We’ve seen some recent research from Moneypenny that shows that half of legal workers feel pressured to work overtime to meet the demands and expectations of their roles. This is something that was reflected in our last Salary Survey and one that we feel is worth exploring. Is the pressure to work extra hours too strong on legal professionals?
The research, published on the LegalCheek website, says that the typical legal worker went beyond their contracted hours on 11.4 days each month, and up to 50% of those surveyed said they felt pressured to work beyond their contracted hours. These results were similar to those working in banking, accounting, finance, social care, law enforcement and security. This is tallied with the data from our recent Salary Survey, which found that, across the UK, people worked for 41.5 hours on top of their standard hours per year. Even more shocking was that a quarter of those surveyed didn’t receive any additional money for their efforts. Many see working additional hours as a crucial part of their job, even if they aren’t getting anything in return for these extra hours. These findings also show that working consistent overtime is detrimental to people’s lives outside of the workplace. 26% of respondents cited that working overtime affected their physical health, while 23% also observed an effect on their mental well-being. More than one in six said overtime had caused relationship issues, and one in twelve even admitted overtime led directly to a breakup.

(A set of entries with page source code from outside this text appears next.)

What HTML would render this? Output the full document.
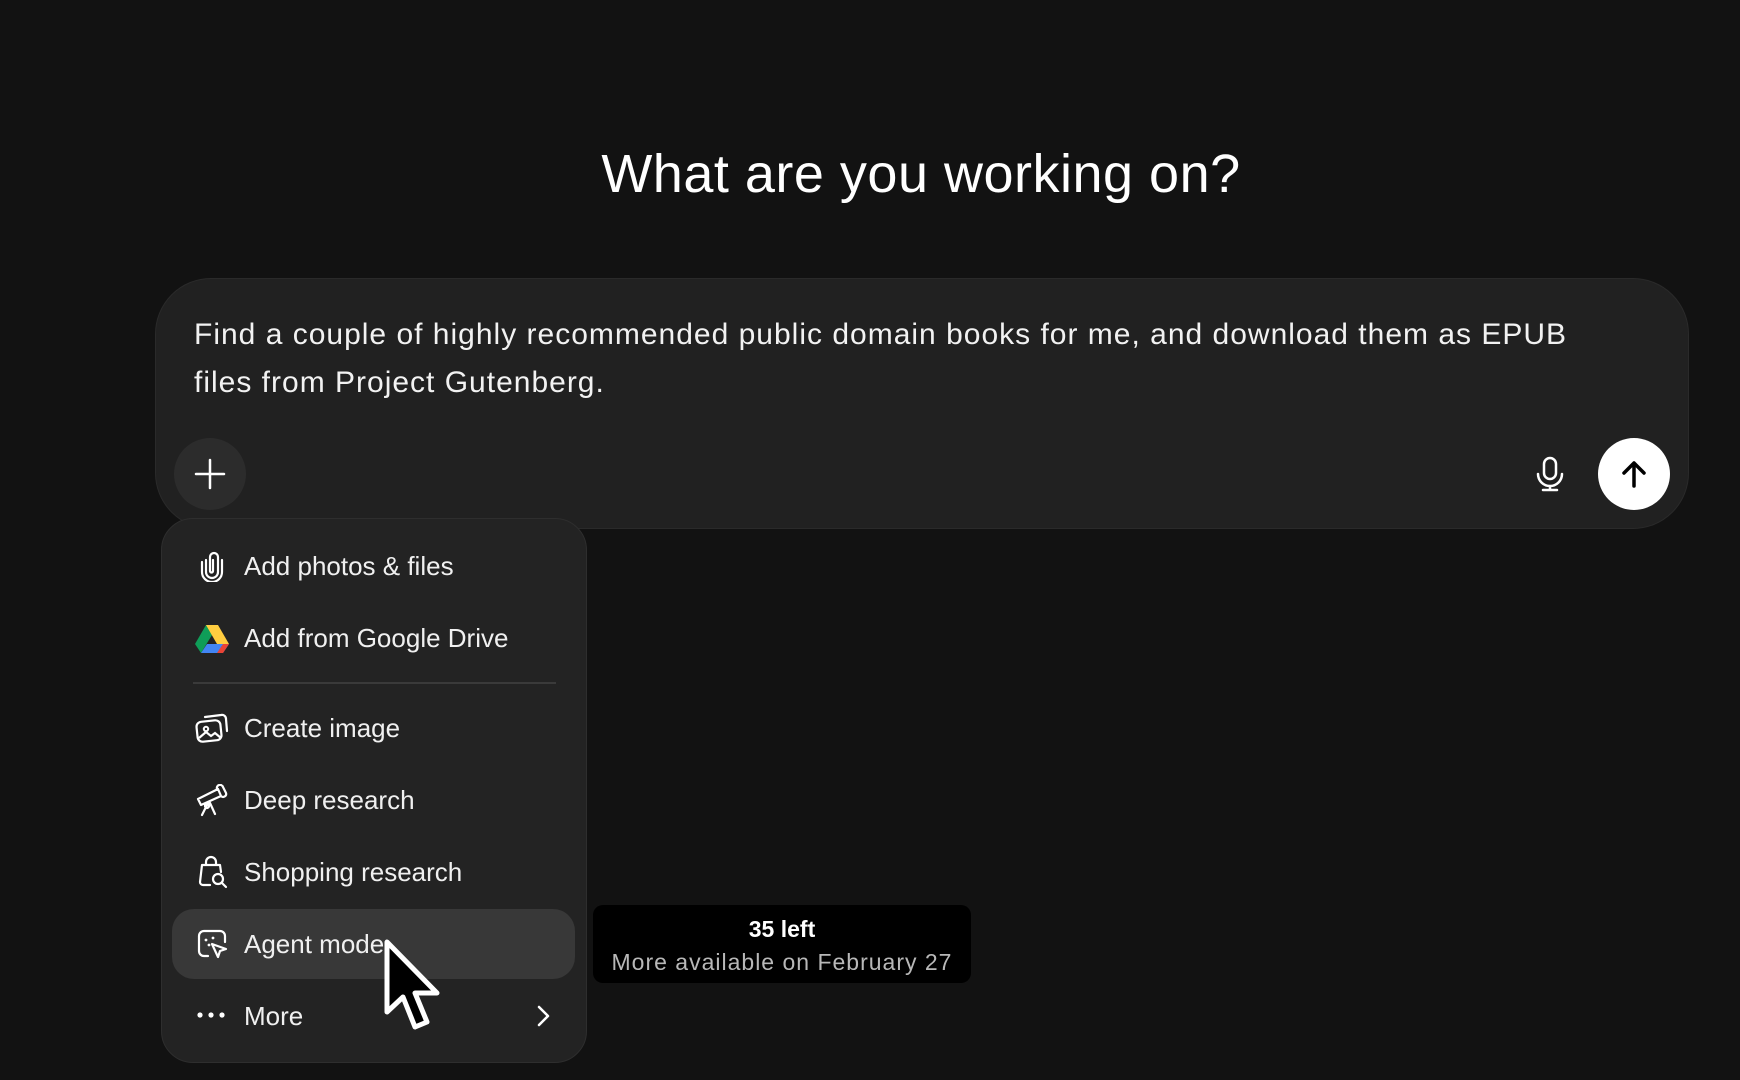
<!DOCTYPE html>
<html><head><meta charset="utf-8"><style>
*{margin:0;padding:0;box-sizing:border-box}
body{width:1740px;height:1080px;background:#121212;font-family:"Liberation Sans",sans-serif;color:#fff;position:relative;overflow:hidden}
.title{position:absolute;top:143px;left:0;width:1842px;text-align:center;font-size:54px;letter-spacing:0.5px}
.comp{position:absolute;left:155px;top:278px;width:1534px;height:251px;background:#212121;border:1px solid #2a2a2a;border-radius:56px}
.ptext{position:absolute;left:194px;top:311px;font-size:30px;line-height:48px;color:#f2f2f2;white-space:nowrap;letter-spacing:1px}
.plus{position:absolute;left:174px;top:438px;width:72px;height:72px;border-radius:50%;background:#2c2c2c}
.send{position:absolute;left:1598px;top:438px;width:72px;height:72px;border-radius:50%;background:#fff}
.menu{position:absolute;left:161px;top:518px;width:426px;height:545px;background:#232323;border:1px solid #2e2e2e;border-radius:32px}
.item{position:absolute;left:244px;font-size:26px;color:#f0f0f0;letter-spacing:0}
.hl{position:absolute;left:172px;top:909px;width:403px;height:70px;background:#383838;border-radius:22px}
.div{position:absolute;left:193px;top:682px;width:363px;height:2px;background:#3a3a3a}
.tip{position:absolute;left:593px;top:905px;width:378px;height:78px;background:#000;border-radius:10px;text-align:center}
svg.i{position:absolute}
</style></head><body>
<div class="title">What are you working on?</div>
<div class="comp"></div>
<div class="ptext">Find a couple of highly recommended public domain books for me, and download them as EPUB<br>files from Project Gutenberg.</div>
<div class="plus"></div>
<svg class="i" style="left:194px;top:458px" width="32" height="32" viewBox="0 0 32 32"><path d="M16 2v28M2 16h28" stroke="#fff" stroke-width="2.5" stroke-linecap="round"/></svg>
<svg class="i" style="left:1534px;top:456px" width="32" height="36" viewBox="0 0 32 36"><rect x="10" y="2" width="12" height="21" rx="6" fill="none" stroke="#fff" stroke-width="2.5"/><path d="M4 18a12 12 0 0 0 24 0M16 30v4M9 34h14" fill="none" stroke="#fff" stroke-width="2.5" stroke-linecap="round"/></svg>
<div class="send"></div>
<svg class="i" style="left:1618px;top:458px" width="32" height="32" viewBox="0 0 32 32"><path d="M16 28V5M6 15l10-10 10 10" fill="none" stroke="#000" stroke-width="3.5" stroke-linecap="round" stroke-linejoin="round"/></svg>

<div class="menu"></div>
<div class="hl"></div>
<div class="div"></div>
<svg class="i" style="left:197px;top:550px" width="30" height="32" viewBox="0 0 30 32"><path d="M9 10v12a6 6 0 0 0 12 0V7a4 4 0 0 0-8 0v14a1.5 1.5 0 0 0 3 0V10M5 12v10a10 10 0 0 0 20 0V10" fill="none" stroke="#fff" stroke-width="2.2" stroke-linecap="round"/></svg>
<div class="item" style="top:551px">Add photos &amp; files</div>
<svg class="i" style="left:195px;top:624px" width="34" height="30" viewBox="0 0 34 30"><path d="M11 1h12l-6 10.5z" fill="#f4b400"/><path d="M11 1L0 20l6 9 11-18z" fill="#0f9d58"/><path d="M23 1l11 19H22L11 1z" fill="#ffcd40"/><path d="M6 29h22l6-9H12z" fill="#4285f4"/><path d="M34 20l-6 9H22l6-9z" fill="#ea4335"/></svg>
<div class="item" style="top:623px">Add from Google Drive</div>
<svg class="i" style="left:195px;top:712px" width="34" height="32" viewBox="0 0 34 32"><rect x="2" y="9" width="24" height="20" rx="5" fill="none" stroke="#fff" stroke-width="2.2" transform="rotate(-6 14 19)"/><path d="M10 5l16-2a4 4 0 0 1 5 4l1 12" fill="none" stroke="#fff" stroke-width="2.2" stroke-linecap="round"/><circle cx="11" cy="17" r="2.2" fill="none" stroke="#fff" stroke-width="2"/><path d="M4 26l7-6 5 4 4-3 6 5" fill="none" stroke="#fff" stroke-width="2.2"/></svg>
<div class="item" style="top:713px">Create image</div>
<svg class="i" style="left:195px;top:784px" width="34" height="34" viewBox="0 0 34 34"><path d="M3 15l20-10 3 7-20 9zM3 15l3 6M22 5a3 3 0 0 1 6-2l3 6a3 3 0 0 1-5 3M13 19l-6 12M15 19l5 11M14 22a2 2 0 1 1 0-.1" fill="none" stroke="#fff" stroke-width="2.2" stroke-linejoin="round" stroke-linecap="round"/></svg>
<div class="item" style="top:785px">Deep research</div>
<svg class="i" style="left:196px;top:855px" width="34" height="34" viewBox="0 0 34 34"><path d="M10 10V7a5 5 0 0 1 10 0v3M14 30H7a3 3 0 0 1-3-3l2-17h18l1 7" fill="none" stroke="#fff" stroke-width="2.2" stroke-linecap="round" stroke-linejoin="round"/><circle cx="22" cy="24" r="5" fill="none" stroke="#fff" stroke-width="2.2"/><path d="M26 28l4 4" stroke="#fff" stroke-width="2.2" stroke-linecap="round"/></svg>
<div class="item" style="top:857px">Shopping research</div>
<svg class="i" style="left:196px;top:928px" width="34" height="32" viewBox="0 0 34 32"><path d="M12 28H8a5 5 0 0 1-5-5V8a5 5 0 0 1 5-5h16a5 5 0 0 1 5 5v6" fill="none" stroke="#fff" stroke-width="2.2" stroke-linecap="round"/><path d="M16 16l14 5-6 2-2 6z" fill="none" stroke="#fff" stroke-width="2.2" stroke-linejoin="round"/><circle cx="10" cy="12" r="1.4" fill="#fff"/><circle cx="13" cy="17" r="1.4" fill="#fff"/><circle cx="17" cy="10" r="1.4" fill="#fff"/></svg>
<div class="item" style="top:929px">Agent mode</div>
<svg class="i" style="left:196px;top:1010px" width="32" height="10" viewBox="0 0 32 10"><circle cx="4" cy="5" r="2.6" fill="#fff"/><circle cx="15" cy="5" r="2.6" fill="#fff"/><circle cx="26" cy="5" r="2.6" fill="#fff"/></svg>
<div class="item" style="top:1001px">More</div>
<svg class="i" style="left:534px;top:1004px" width="18" height="24" viewBox="0 0 18 24"><path d="M5 3l9 9-9 9" fill="none" stroke="#fff" stroke-width="2.5" stroke-linecap="round" stroke-linejoin="round"/></svg>

<div class="tip"><div style="font-size:23px;font-weight:bold;margin-top:11px">35 left</div><div style="font-size:23px;color:#b8b8b8;margin-top:6px;letter-spacing:1px">More available on February 27</div></div>

<svg class="i" style="left:383px;top:938px" width="62" height="96" viewBox="0 0 62 96"><path d="M4 4v70l16-15 12 30 12-5-12-29h22z" fill="#000" stroke="#fff" stroke-width="5" stroke-linejoin="round"/></svg>
</body></html>
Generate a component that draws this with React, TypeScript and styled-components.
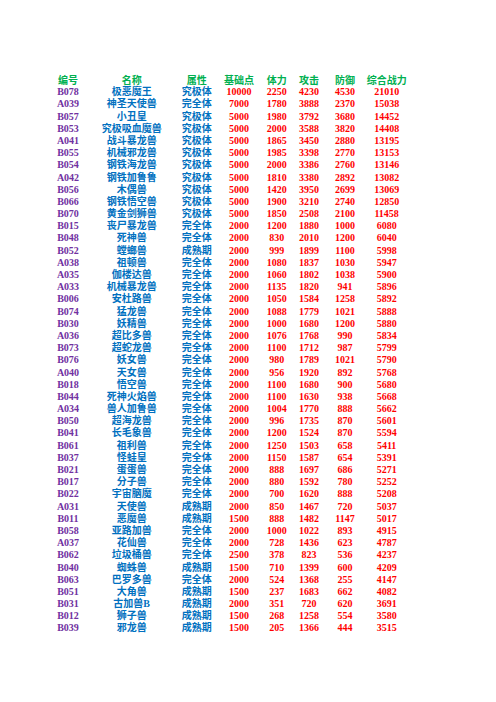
import { Fragment } from "react";
import styled, { createGlobalStyle } from "styled-components";

type Row = [string, string, string, number, number, number, number, number];

const rows: Row[] = [
  ["B078", "极恶魔王", "究极体", 10000, 2250, 4230, 4530, 21010],
  ["A039", "神圣天使兽", "完全体", 7000, 1780, 3888, 2370, 15038],
  ["B057", "小丑皇", "究极体", 5000, 1980, 3792, 3680, 14452],
  ["B053", "究极吸血魔兽", "究极体", 5000, 2000, 3588, 3820, 14408],
  ["A041", "战斗暴龙兽", "究极体", 5000, 1865, 3450, 2880, 13195],
  ["B055", "机械邪龙兽", "究极体", 5000, 1985, 3398, 2770, 13153],
  ["B054", "钢铁海龙兽", "究极体", 5000, 2000, 3386, 2760, 13146],
  ["A042", "钢铁加鲁鲁", "究极体", 5000, 1810, 3380, 2892, 13082],
  ["B056", "木偶兽", "究极体", 5000, 1420, 3950, 2699, 13069],
  ["B066", "钢铁悟空兽", "究极体", 5000, 1900, 3210, 2740, 12850],
  ["B070", "黄金剑狮兽", "究极体", 5000, 1850, 2508, 2100, 11458],
  ["B015", "丧尸暴龙兽", "完全体", 2000, 1200, 1880, 1000, 6080],
  ["B048", "死神兽", "完全体", 2000, 830, 2010, 1200, 6040],
  ["B052", "螳螂兽", "成熟期", 2000, 999, 1899, 1100, 5998],
  ["A038", "祖顿兽", "完全体", 2000, 1080, 1837, 1030, 5947],
  ["A035", "伽楼达兽", "完全体", 2000, 1060, 1802, 1038, 5900],
  ["A033", "机械暴龙兽", "完全体", 2000, 1135, 1820, 941, 5896],
  ["B006", "安杜路兽", "完全体", 2000, 1050, 1584, 1258, 5892],
  ["B074", "猛龙兽", "完全体", 2000, 1088, 1779, 1021, 5888],
  ["B030", "妖精兽", "完全体", 2000, 1000, 1680, 1200, 5880],
  ["A036", "超比多兽", "完全体", 2000, 1076, 1768, 990, 5834],
  ["B073", "超蛇龙兽", "完全体", 2000, 1100, 1712, 987, 5799],
  ["B076", "妖女兽", "完全体", 2000, 980, 1789, 1021, 5790],
  ["A040", "天女兽", "完全体", 2000, 956, 1920, 892, 5768],
  ["B018", "悟空兽", "完全体", 2000, 1100, 1680, 900, 5680],
  ["B044", "死神火焰兽", "完全体", 2000, 1100, 1630, 938, 5668],
  ["A034", "兽人加鲁兽", "完全体", 2000, 1004, 1770, 888, 5662],
  ["B050", "超海龙兽", "完全体", 2000, 996, 1735, 870, 5601],
  ["B041", "长毛象兽", "完全体", 2000, 1200, 1524, 870, 5594],
  ["B061", "祖利兽", "完全体", 2000, 1250, 1503, 658, 5411],
  ["B037", "怪蛙皇", "完全体", 2000, 1150, 1587, 654, 5391],
  ["B021", "蛋蛋兽", "完全体", 2000, 888, 1697, 686, 5271],
  ["B017", "分子兽", "完全体", 2000, 880, 1592, 780, 5252],
  ["B022", "宇宙脑魔", "完全体", 2000, 700, 1620, 888, 5208],
  ["A031", "天使兽", "成熟期", 2000, 850, 1467, 720, 5037],
  ["B011", "恶魔兽", "成熟期", 1500, 888, 1482, 1147, 5017],
  ["B058", "亚路加兽", "完全体", 2000, 1000, 1022, 893, 4915],
  ["A037", "花仙兽", "完全体", 2000, 728, 1436, 623, 4787],
  ["B062", "垃圾桶兽", "完全体", 2500, 378, 823, 536, 4237],
  ["B040", "蜘蛛兽", "成熟期", 1500, 710, 1399, 600, 4209],
  ["B063", "巴罗多兽", "完全体", 2000, 524, 1368, 255, 4147],
  ["B051", "大角兽", "成熟期", 1500, 237, 1683, 662, 4082],
  ["B031", "古加兽B", "成熟期", 2000, 351, 720, 620, 3691],
  ["B012", "狮子兽", "成熟期", 1500, 268, 1258, 554, 3580],
  ["B039", "邪龙兽", "成熟期", 1500, 205, 1366, 444, 3515],
];

const headers = ["编号", "名称", "属性", "基础点", "体力", "攻击", "防御", "综合战力"];

const GlobalStyle = createGlobalStyle`
  body {
    margin: 0;
    background: #ffffff;
  }
`;

const Page = styled.div`
  width: 496px;
  min-height: 702px;
  padding: 74px 0 0 44px;
  box-sizing: border-box;
`;

const Table = styled.div`
  display: grid;
  grid-template-columns: 48px 79.4px 50.6px 34px 41.4px 23.2px 48.8px 34.6px;
  grid-auto-rows: 12.2px;
  align-items: center;
`;

const Cell = styled.div`
  justify-self: center;
  white-space: nowrap;
  font-size: 10px;
  line-height: 12.2px;
  font-weight: 700;
`;

const Head = styled(Cell)`
  color: #00b050;
  font-family: "Noto Sans CJK SC", sans-serif;
`;

const Code = styled(Cell)`
  color: #7030a0;
  font-family: "Liberation Serif", "Noto Sans CJK SC", serif;
`;

const Name = styled(Cell)`
  color: #0070c0;
  font-family: "Liberation Serif", "Noto Sans CJK SC", sans-serif;
  font-weight: 600;
`;

const Num = styled(Cell)`
  color: #ff0000;
  font-family: "Liberation Serif", serif;
`;

export default function App() {
  return (
    <Page>
      <GlobalStyle />
      <Table>
        {headers.map((h) => (
          <Head key={h}>{h}</Head>
        ))}
        {rows.map((r) => (
          <Fragment key={r[0]}>
            <Code>{r[0]}</Code>
            <Name>{r[1]}</Name>
            <Name>{r[2]}</Name>
            {r.slice(3).map((v, i) => (
              <Num key={i}>{v}</Num>
            ))}
          </Fragment>
        ))}
      </Table>
    </Page>
  );
}
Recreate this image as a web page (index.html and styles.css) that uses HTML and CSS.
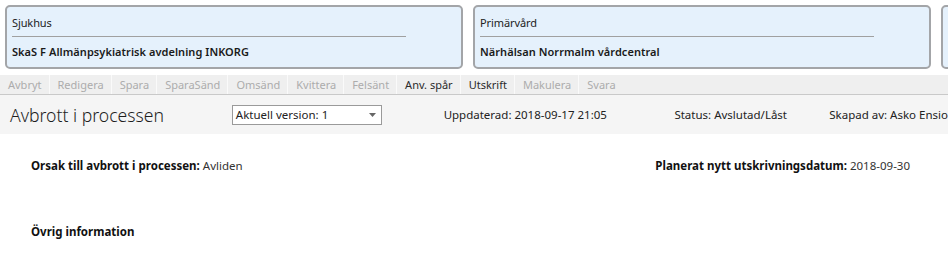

It's clear, then, that overtime working is a problem in the legal sector. By working long hours in a highly pressured environment and with even more of a drive to work longer hours, lawyers can find themselves heading very quickly for burnout. As mentioned above, physical and mental health can deteriorate, and even productivity can drop in a workforce that is ill-motivated by long hours of overwork and tiredness. All these things can lead to lawyers deciding to leave a firm, especially if another firm offers better working hours. It’s essential, therefore, that people set boundaries with their employers to avoid this. Delegation can also be a vital tool to help with this, as can technology to help manage your time better. It’s also important to understand that law firms must do more to help prioritise people’s mental well-being. Ensuring that overwork is not expected or even wanted in employees will mean they feel more comfortable setting boundaries and should, ultimately, become more productive.
Ultimately, this research should be a wake-up call for legal firms to try and avoid forcing employees to work long hours on top of those they are contracted for. For certain, people should be paid for the hours that they work, but even then, it’s important to bear in mind that a good work/life balance is what makes a firm’s workforce well-rested, engaged, and content, something that is the key to a successful and lucrative firm.